Of course, despite the variety of writers showcased there is a lovely coherence to this particular edition. I was very drawn to the Orla’s submission call in December; I couldn’t resist it. The work chosen and the feeling of renewal and freshness in this edition is certainly a testimony to Orla’s skills as an editor. I look forward to the other edition that will be published later in the year.

In this edition, I love Anne Walsh Donnelly’s poem that opens the edition. I look forward to seeing more of her work also Sara Mullen’s interesting poem, another name that I’m not familiar with but I’m sure I will be hearing more off.  There are wonderful poems from Jean O’Brien, Noelle Lynskey, John Noonan and many other poets.

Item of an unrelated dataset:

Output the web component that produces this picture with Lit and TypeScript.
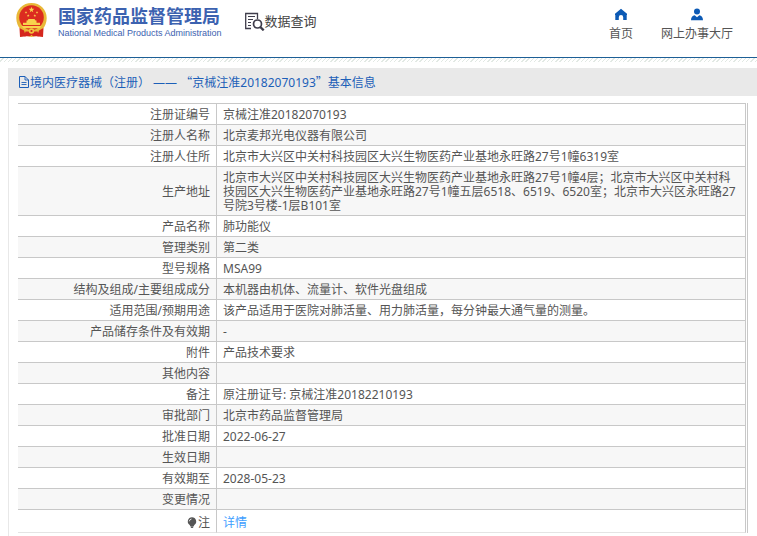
import { LitElement, html, css, svg } from "lit";
import { customElement, property } from "lit/decorators.js";

interface Row {
  label: string;
  value: string;
}

const ROWS: Row[] = [
  { label: "注册证编号", value: "京械注准20182070193" },
  { label: "注册人名称", value: "北京麦邦光电仪器有限公司" },
  { label: "注册人住所", value: "北京市大兴区中关村科技园区大兴生物医药产业基地永旺路27号1幢6319室" },
  {
    label: "生产地址",
    value:
      "北京市大兴区中关村科技园区大兴生物医药产业基地永旺路27号1幢4层；北京市大兴区中关村科技园区大兴生物医药产业基地永旺路27号1幢五层6518、6519、6520室；北京市大兴区永旺路27号院3号楼-1层B101室",
  },
  { label: "产品名称", value: "肺功能仪" },
  { label: "管理类别", value: "第二类" },
  { label: "型号规格", value: "MSA99" },
  { label: "结构及组成/主要组成成分", value: "本机器由机体、流量计、软件光盘组成" },
  { label: "适用范围/预期用途", value: "该产品适用于医院对肺活量、用力肺活量，每分钟最大通气量的测量。" },
  { label: "产品储存条件及有效期", value: "-" },
  { label: "附件", value: "产品技术要求" },
  { label: "其他内容", value: "" },
  { label: "备注", value: "原注册证号: 京械注准20182210193" },
  { label: "审批部门", value: "北京市药品监督管理局" },
  { label: "批准日期", value: "2022-06-27" },
  { label: "生效日期", value: "" },
  { label: "有效期至", value: "2028-05-23" },
  { label: "变更情况", value: "" },
];

const star = (cx: number, cy: number, r: number) => {
  const pts: string[] = [];
  for (let i = 0; i < 10; i++) {
    const a = -Math.PI / 2 + (i * Math.PI) / 5;
    const k = i % 2 ? r * 0.42 : r;
    pts.push(`${(cx + k * Math.cos(a)).toFixed(2)},${(cy + k * Math.sin(a)).toFixed(2)}`);
  }
  return svg`<polygon points=${pts.join(" ")} fill="#fbd24a"></polygon>`;
};

@customElement("site-header")
export class SiteHeader extends LitElement {
  static styles = css`
    :host {
      display: block;
    }
    .bar {
      display: flex;
      align-items: flex-start;
      height: 57px;
      padding: 0 24px 0 15px;
      box-sizing: border-box;
      background: #fff;
    }
    .rule {
      height: 5px;
      box-sizing: border-box;
      border-top: 1px solid #1d5f96;
      background: repeating-linear-gradient(135deg, #fff 0 2px, #e2e9e4 2px 3px);
    }
    .emblem {
      display: block;
      flex: none;
      margin-top: 2px;
    }
    .brand {
      display: flex;
      flex-direction: column;
      margin: 6px 0 0 10px;
      color: #3c62b0;
      white-space: nowrap;
    }
    .name {
      font-size: 18px;
      line-height: 20px;
      font-weight: 700;
    }
    .english {
      font-family: "Liberation Sans", sans-serif;
      font-size: 9px;
      line-height: 14px;
    }
    .query {
      display: flex;
      align-items: center;
      margin: 11px 0 0 22px;
      color: #444;
      font-size: 13px;
      line-height: 20px;
      white-space: nowrap;
    }
    .query svg {
      display: block;
    }
    nav {
      display: flex;
      gap: 28px;
      margin: 8px 0 0 auto;
    }
    a {
      display: flex;
      flex-direction: column;
      align-items: center;
      gap: 5px;
      color: #555;
      font-size: 12px;
      line-height: 16px;
      text-decoration: none;
      white-space: nowrap;
    }
    a svg {
      display: block;
    }
  `;

  render() {
    return html`
      <header>
        <div class="bar">
          <svg class="emblem" width="33" height="36" viewBox="0 0 33 36" aria-hidden="true">
            <path
              d="M16.5 1C25 1 31.7 7.3 31.7 16c0 4.800-1.600 8.300-4.200 11.300L28 34.500l-6-.8-5.500 1.300-5.500-1.300-6 .8.500-7.200C2.900 24.300 1.300 20.800 1.300 16 1.300 7.300 8 1 16.500 1z"
              fill="#e9b838"
            ></path>
            <circle cx="16.500" cy="15.500" r="12.300" fill="#dc2b20"></circle>
            <path d="M4.500 26l4.500 2.500 2 5.800-6 .7zM28.500 26L24 28.500l-2 5.800 6 .7z" fill="#d5261e"></path>
            <path d="M10.500 29.500h12l1.500 4.700H18l-1.500-1.400-1.500 1.400H9z" fill="#d5261e"></path>
            <path
              d="M12.500 18.500l1-1.500h6l1 1.500h1v2.200h3.500v2.300H8v-2.300h3.500v-2.200zM6.500 24h20l-2 2.300h-16z"
              fill="#f8d24c"
            ></path>
            <circle cx="16.500" cy="29" r="2.700" fill="#f3c63f"></circle>
            <circle cx="16.500" cy="29" r="1.100" fill="#d5261e"></circle>
            ${star(16.5, 7.8, 3)} ${star(11, 10.4, 1.4)} ${star(22, 10.4, 1.4)} ${star(13.2, 13.6, 1.4)}
            ${star(19.8, 13.6, 1.4)}
          </svg>
          <div class="brand">
            <span class="name">国家药品监督管理局</span>
            <span class="english">National Medical Products Administration</span>
          </div>
          <div class="query">
            <svg width="21" height="20" viewBox="2 0 21 20" fill="none" stroke="#3f3d4b" aria-hidden="true">
              <path d="M9 17.500H3.700V2.500h11.800V8" stroke-width="1.300"></path>
              <path d="M6 5.500h7M6 8.500h5M6 11.500h3M6 14.500h3" stroke-width="1.100"></path>
              <circle cx="15.500" cy="13" r="4" stroke-width="1.700"></circle>
              <path d="M18.300 16l3.400 3.400" stroke-width="2.300"></path>
            </svg>
            <span>数据查询</span>
          </div>
          <nav>
            <a href="#home">
              <svg width="14" height="13" viewBox="0 0 14 13" fill="#0c5ab5" aria-hidden="true">
                <path d="M7 .8l6 5V7h-.3v5H9.200V9.200a2.200 2.200 0 0 0-4.400 0V12H1.300V7H1V5.800z"></path>
              </svg>
              <span>首页</span>
            </a>
            <a href="#hall">
              <svg width="14" height="13" viewBox="0 0 14 13" fill="#0c5ab5" aria-hidden="true">
                <circle cx="7" cy="3.600" r="3"></circle>
                <path d="M1 12.300c0-2.900 1.500-4.800 3.700-5.100L7 9.200l2.300-2c2.200.3 3.700 2.200 3.700 5.100z"></path>
              </svg>
              <span>网上办事大厅</span>
            </a>
          </nav>
        </div>
        <div class="rule"></div>
      </header>
    `;
  }
}

@customElement("record-table")
export class RecordTable extends LitElement {
  @property({ attribute: false }) rows: Row[] = [];

  static styles = css`
    :host {
      display: block;
    }
    table {
      width: 100%;
      box-sizing: border-box;
      border-collapse: separate;
      border-spacing: 0;
      border: 0 solid #c8c8c8;
      border-right-width: 1px;
      padding-right: 1px;
      font-size: 12px;
      line-height: 14px;
      color: #555;
    }
    th,
    td {
      padding: 4px 6px 2px;
      height: 14px;
      border-top: 1px solid #c8c8c8;
      font-weight: 400;
      vertical-align: middle;
    }
    th {
      width: 186px;
      text-align: right;
    }
    td {
      border-left: 1px solid #c8c8c8;
      border-right: 1px solid #c8c8c8;
      text-align: left;
    }
    tr:nth-child(even) {
      background: #f7f7f7;
    }
    .note th,
    .note td {
      padding: 6px 6px 2px;
      border-bottom: 1px solid #e4e4e4;
    }
    .bulb {
      display: inline-block;
      vertical-align: -1px;
      margin-right: 1px;
    }
    a {
      color: #409eff;
      text-decoration: none;
    }
  `;

  render() {
    return html`
      <table>
        <tbody>
          ${this.rows.map(
            (r) => html`<tr>
              <th scope="row">${r.label}</th>
              <td>${r.value}</td>
            </tr>`,
          )}
          <tr class="note">
            <th scope="row">
              <svg class="bulb" width="10" height="11" viewBox="0 0 10 11" aria-hidden="true">
                <path d="M5 .3a4.200 4.200 0 0 1 2.300 7.700L6.800 9H3.200L2.700 8A4.200 4.200 0 0 1 5 .3z" fill="#555"></path>
                <path d="M3.500 9.300h3v.7L5.700 11H4.300l-.8-1z" fill="#555"></path>
                <path d="M2.300 4.300A2.600 2.600 0 0 1 4.500 2" fill="none" stroke="#fff" stroke-width=".8"></path></svg
              >注
            </th>
            <td><a href="#detail">详情</a></td>
          </tr>
        </tbody>
      </table>
    `;
  }
}

@customElement("app-root")
export class AppRoot extends LitElement {
  static styles = css`
    :host {
      display: flex;
      flex-direction: column;
      min-height: 100vh;
      background: #fff;
      font-family: "Noto Sans", "Noto Sans CJK SC", sans-serif;
    }
    main {
      flex: 1;
      margin: 6px 0 0 8px;
      border-left: 1px solid #e8e8e8;
    }
    h1 {
      display: flex;
      align-items: center;
      margin: 0 0 7px;
      padding: 0 10px;
      height: 28px;
      background: #e9e9e9;
      color: #1c5fb8;
      font-size: 12px;
      line-height: 16px;
      font-weight: 400;
      white-space: nowrap;
    }
    .doc {
      display: block;
      margin-right: 1px;
    }
    .quote {
      font-family: "Noto Sans CJK SC", sans-serif;
    }
    record-table {
      margin: 0 9px;
    }
  `;

  render() {
    return html`
      <site-header></site-header>
      <main>
        <h1>
          <svg class="doc" width="10" height="12" viewBox="0 0 10 12" fill="none" stroke="#1c5fb8" aria-hidden="true">
            <path d="M.5.500h5.500l3.500 3.500v7.500H.5z"></path>
            <path d="M6 .5V4h3.500M2.500 6.500h5M2.500 8.500h5" stroke-width=".9"></path>
          </svg>
          <span
            >境内医疗器械（注册） —— <span class="quote">“</span>京械注准20182070193<span class="quote">”</span
            >基本信息</span
          >
        </h1>
        <record-table .rows=${ROWS}></record-table>
      </main>
    `;
  }
}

At the moment my own focus is on poetry but it was really great to read the fiction included in this edition, which features work from Lorraine Bennet and Olivia Fitzsimmons among others. When I get over this poetry fixation I may submit a story myself.

I also must mention Rory O’Sullivan’s cover art, which is fresh and vivid and nicely mirrors the magazines content. Boyne Berries is always an attractive magazine but I really love this cover especially the use of colour.

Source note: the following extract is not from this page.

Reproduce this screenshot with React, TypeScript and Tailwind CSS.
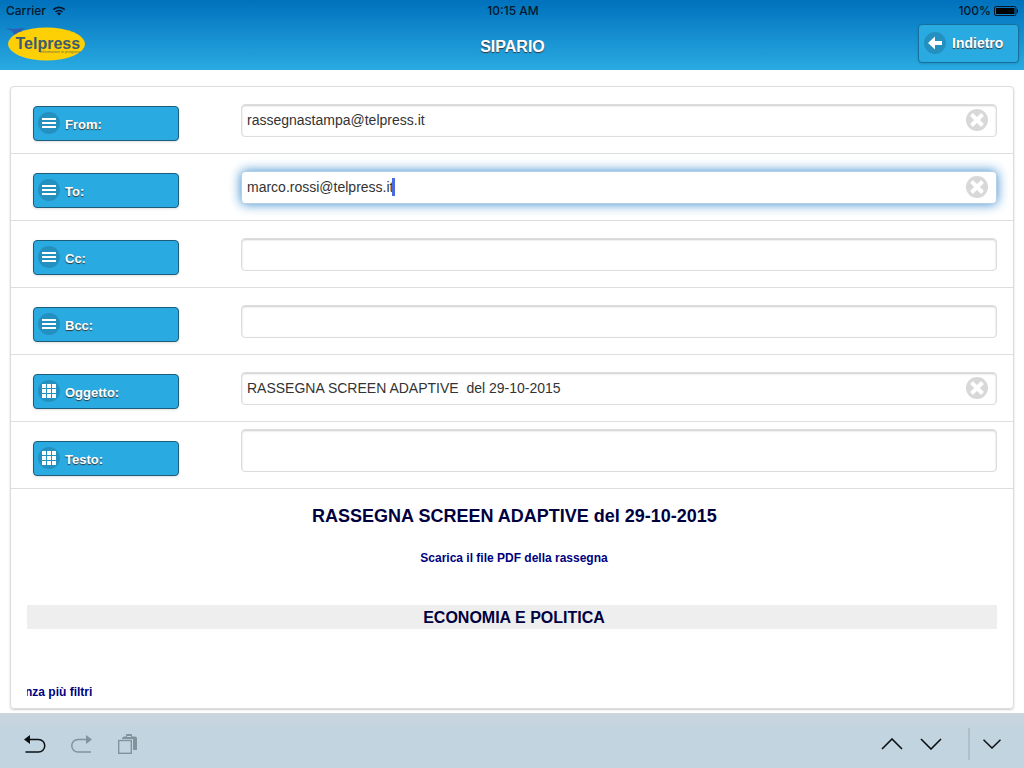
import { useState } from "react";
import type { ReactNode } from "react";
import clsx from "clsx";

type FieldName = "from" | "to" | "cc" | "bcc" | "subject" | "body";

type Field = {
  name: FieldName;
  label: string;
  icon: "bars" | "grid";
};

const FIELDS: Field[] = [
  { name: "from", label: "From:", icon: "bars" },
  { name: "to", label: "To:", icon: "bars" },
  { name: "cc", label: "Cc:", icon: "bars" },
  { name: "bcc", label: "Bcc:", icon: "bars" },
  { name: "subject", label: "Oggetto:", icon: "grid" },
  { name: "body", label: "Testo:", icon: "grid" },
];

const INITIAL_VALUES: Record<FieldName, string> = {
  from: "rassegnastampa@telpress.it",
  to: "marco.rossi@telpress.it",
  cc: "",
  bcc: "",
  subject: "RASSEGNA SCREEN ADAPTIVE  del 29-10-2015",
  body: "",
};

function IconDisc({ children }: { children: ReactNode }) {
  return (
    <svg viewBox="0 0 22 22" className="size-[22px] shrink-0" fill="#fff" aria-hidden="true">
      <circle cx="11" cy="11" r="11" fill="#2490c0" />
      {children}
    </svg>
  );
}

function BarsIcon() {
  return (
    <IconDisc>
      <path d="M4 6h14v2H4zM4 10h14v2H4zM4 14h14v2H4z" />
    </IconDisc>
  );
}

function GridIcon() {
  return (
    <IconDisc>
      <path d="M4 4h4v4H4zM9 4h4v4H9zM14 4h4v4h-4zM4 9h4v4H4zM9 9h4v4H9zM14 9h4v4h-4zM4 14h4v4H4zM9 14h4v4H9zM14 14h4v4h-4z" />
    </IconDisc>
  );
}

function Logo() {
  return (
    <svg viewBox="0 0 80 36" className="mb-1 h-9 w-20" role="img" aria-label="Telpress">
      <path d="M0 3C4 2 6 3 8 4L6 3l13-1-6 5-6 4C9 7 7 4 0 3z" fill="#2b5fb4" />
      <ellipse cx="40.500" cy="18" rx="38.500" ry="16.500" fill="#fdd006" />
      <text x="9.500" y="23" fontSize="16" fontWeight="700" fill="#3c5a72">
        Telpress
      </text>
      <text x="34" y="26.500" fontSize="4" fill="#6b6f52">
        information in progress
      </text>
    </svg>
  );
}

function StatusBar() {
  return (
    <div className="grid h-[22px] grid-cols-[1fr_auto_1fr] items-center pr-[5px] pl-[6px] font-['Inter',sans-serif] text-xs font-medium text-[#04172b]">
      <div className="flex items-center gap-[6px]">
        <span>Carrier</span>
        <svg viewBox="0 0 14 10" className="h-[10px] w-[14px]" fill="none" stroke="currentColor" aria-hidden="true">
          <path d="M1.300 3.700a8.200 8.200 0 0 1 11.400 0M3.500 6a5 5 0 0 1 7 0" strokeWidth="1.700" />
          <path d="M7 9.600 4.900 7.500a3 3 0 0 1 4.200 0z" fill="currentColor" stroke="none" />
        </svg>
      </div>
      <span className="pl-px">10:15 AM</span>
      <div className="flex items-center justify-end gap-[3px]">
        <span>100%</span>
        <svg viewBox="0 0 25 10" className="h-[10px] w-[25px]" aria-hidden="true">
          <rect x=".5" y=".5" width="21.500" height="9" rx="1.500" fill="none" stroke="#04172b" />
          <rect x="2" y="2" width="18.500" height="6" rx=".5" />
          <path d="M23 3c1.300.3 1.300 3.700 0 4z" />
        </svg>
      </div>
    </div>
  );
}

function Header() {
  return (
    <header className="bg-linear-to-b from-[#0071bc] to-[#29abe2]">
      <StatusBar />
      <div className="grid h-12 grid-cols-[1fr_auto_1fr] items-center pr-[5px] pl-[6px]">
        <Logo />
        <h1 className="pt-0.5 text-base font-bold text-white [text-shadow:0_1px_1px_#333]">SIPARIO</h1>
        <button
          type="button"
          className="mb-1.5 flex h-[39px] w-[101px] items-center gap-[6px] justify-self-end rounded border border-[#17709c] bg-[#29abe2] px-[5px] text-sm font-bold text-white shadow-sm [text-shadow:0_1px_1px_#333]"
        >
          <IconDisc>
            <path d="M4 11 11 4.500V9h7v4h-7v4.500z" />
          </IconDisc>
          Indietro
        </button>
      </div>
    </header>
  );
}

type FieldRowProps = {
  field: Field;
  value: string;
  focused: boolean;
  onFocus: () => void;
  onChange: (value: string) => void;
};

function FieldRow({ field, value, focused, onFocus, onChange }: FieldRowProps) {
  const labelId = `${field.name}-label`;

  return (
    <div className="flex min-h-[67px] items-end border-b border-[#ddd] pr-4 pl-[22px]">
      <div className="w-[208px] shrink-0 pb-3">
        <button
          id={labelId}
          type="button"
          className="flex h-[35px] w-[146px] items-center gap-[5px] rounded border border-[#1d5d7c] bg-[#29abe2] pb-px pl-1 text-[13px] font-bold text-white shadow-sm [text-shadow:0_1px_1px_#333]"
        >
          {field.icon === "bars" ? <BarsIcon /> : <GridIcon />}
          <span className="pt-1">{field.label}</span>
        </button>
      </div>

      <div className="mb-4 min-w-0 grow">
        {field.name === "body" ? (
          <textarea
            aria-labelledby={labelId}
            value={value}
            onFocus={onFocus}
            onChange={(e) => onChange(e.target.value)}
            className="block h-[43px] w-full resize-none rounded border border-[#ddd] px-[5px] py-2 text-sm text-[#333] shadow-[inset_0_1px_2px_#ccc] outline-none"
          />
        ) : (
          <div
            className={clsx(
              "flex h-[33px] items-center rounded border bg-white pr-2 pb-0.5 pl-[5px]",
              focused
                ? "border-[#b5cfe6] shadow-[0_0_12px_#3388cc]"
                : "border-[#ddd] shadow-[inset_0_1px_2px_#ccc]"
            )}
          >
            <input
              type="text"
              aria-labelledby={labelId}
              value={value}
              onFocus={onFocus}
              onChange={(e) => onChange(e.target.value)}
              className={clsx(
                "min-w-0 bg-transparent text-sm text-[#333] caret-transparent outline-none",
                focused ? "field-sizing-content" : "grow"
              )}
            />
            {focused && <span className="-ml-px h-[18px] w-[3px] shrink-0 bg-[#4a6be0]" />}
            {value && (
              <button
                type="button"
                aria-label={`Clear ${field.label}`}
                onClick={() => onChange("")}
                className="ml-auto shrink-0"
              >
                <svg viewBox="0 0 22 22" className="size-[22px]" aria-hidden="true">
                  <circle cx="11" cy="11" r="11" fill="#d8d8d8" />
                  <path d="m5.500 5.500 11 11M16.500 5.500l-11 11" stroke="#fff" strokeWidth="4" />
                </svg>
              </button>
            )}
          </div>
        )}
      </div>
    </div>
  );
}

function Preview() {
  return (
    <section className="px-4 pt-[13px] pb-2 font-bold text-[#000040]">
      <h2 className="pl-[5px] text-center text-lg leading-7">RASSEGNA SCREEN ADAPTIVE del 29-10-2015</h2>
      <p className="mt-5 pl-1 text-center text-xs leading-4">
        <a href="#pdf" className="text-[#000080]">
          Scarica il file PDF della rassegna
        </a>
      </p>
      <h3 className="mt-[39px] bg-[#eee] pt-0.5 pl-1 text-center text-base leading-[22px]">ECONOMIA E POLITICA</h3>
      {/* headline runs off the left edge of its box */}
      <p className="mt-[55px] overflow-hidden -indent-[2px] text-xs leading-4 text-[#000080]">nza più filtri</p>
    </section>
  );
}

function ToolButton({ label, disabled, children }: { label: string; disabled?: boolean; children: ReactNode }) {
  return (
    <button type="button" aria-label={label} disabled={disabled} className="text-[#0b0f12] disabled:text-[#83939e]">
      {children}
    </button>
  );
}

function KeyboardBar() {
  return (
    <footer className="flex h-[55px] items-center justify-between bg-linear-to-b from-[#cad5de] to-[#c1d4e0] to-40% pt-[7px] pr-[23px] pl-6">
      <div className="flex items-center gap-[25px]">
        <ToolButton label="Undo">
          <svg viewBox="0 0 22 20" className="h-5 w-[22px]" fill="none" stroke="currentColor" strokeWidth="1.500">
            <path d="M4 5.500h10.500a6.200 6.200 0 0 1 0 12.500H1.500" />
            <path d="M0 5.500 6 1v9z" fill="currentColor" stroke="none" />
          </svg>
        </ToolButton>
        <ToolButton label="Redo" disabled>
          <svg viewBox="0 0 22 20" className="h-5 w-[22px]" fill="none" stroke="currentColor" strokeWidth="1.500">
            <path d="M17 5.500H7A6.200 6.200 0 0 0 7 18h13" />
            <path d="M21 5.500 15 1v9z" fill="currentColor" stroke="none" />
          </svg>
        </ToolButton>
        <ToolButton label="Paste" disabled>
          <svg viewBox="0 0 20 20" className="h-5 w-5" fill="none" stroke="currentColor">
            <rect x=".7" y="6.500" width="12.600" height="12.800" strokeWidth="1.400" />
            <path d="M4 5q0-2.500 2-2.500h2V1q0-1 1-1h4q1 0 1 1v1.500h3q2 0 2 2V16h-4V5z" fill="currentColor" stroke="none" />
            <path d="M9 2.500h4" stroke="#c7d5df" />
          </svg>
        </ToolButton>
      </div>

      <div className="flex items-center">
        <div className="flex items-center gap-[17px]">
          <ToolButton label="Previous field">
            <svg viewBox="0 0 22 12" className="h-3 w-[22px]" fill="none" stroke="currentColor" strokeWidth="1.600">
              <path d="m1 11 10-10 10 10" />
            </svg>
          </ToolButton>
          <ToolButton label="Next field">
            <svg viewBox="0 0 22 12" className="h-3 w-[22px]" fill="none" stroke="currentColor" strokeWidth="1.600">
              <path d="m1 1 10 10L21 1" />
            </svg>
          </ToolButton>
        </div>
        <span className="mr-[13px] ml-[26px] h-8 w-0.5 bg-[#b0bec8]" />
        <ToolButton label="Hide keyboard">
          <svg viewBox="0 0 18 10" className="h-[10px] w-[18px]" fill="none" stroke="currentColor" strokeWidth="1.500">
            <path d="m.5.700 8.500 8.300L17.500.700" />
          </svg>
        </ToolButton>
      </div>
    </footer>
  );
}

export default function App() {
  const [values, setValues] = useState(INITIAL_VALUES);
  const [focused, setFocused] = useState<FieldName>("to");

  return (
    <div className="flex min-h-screen flex-col bg-white font-['Liberation_Sans',Arial,sans-serif]">
      <Header />
      <main className="flex grow flex-col px-[10px] pt-4 pb-1">
        <form
          onSubmit={(e) => e.preventDefault()}
          className="grow rounded border border-[#ddd] shadow-[0_1px_2px_#ccc]"
        >
          {FIELDS.map((field) => (
            <FieldRow
              key={field.name}
              field={field}
              value={values[field.name]}
              focused={focused === field.name}
              onFocus={() => setFocused(field.name)}
              onChange={(value) => setValues({ ...values, [field.name]: value })}
            />
          ))}
          <Preview />
        </form>
      </main>
      <KeyboardBar />
    </div>
  );
}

Finally, for all these reasons, I think we should view the launch of this 23rd edition of Boyne Berries as a celebration of Irish and international writing; a celebration that the winter is over (or it will be soon, hopefully). As Orla says in the editorial, we writers have been working away all winter and it is great to see the fruits of this work in this beautiful, fresh, spring edition and it’s particularly lovely to gather here to launch it. The world of Irish literature is very lucky that Boyne Writers Group supports this venture and for the hard work that Orla and Frances do to keep the magazine going. With that I’ll declare Boyne Berries 23 launched and we can get on with the real work of listening to some of the contributors read.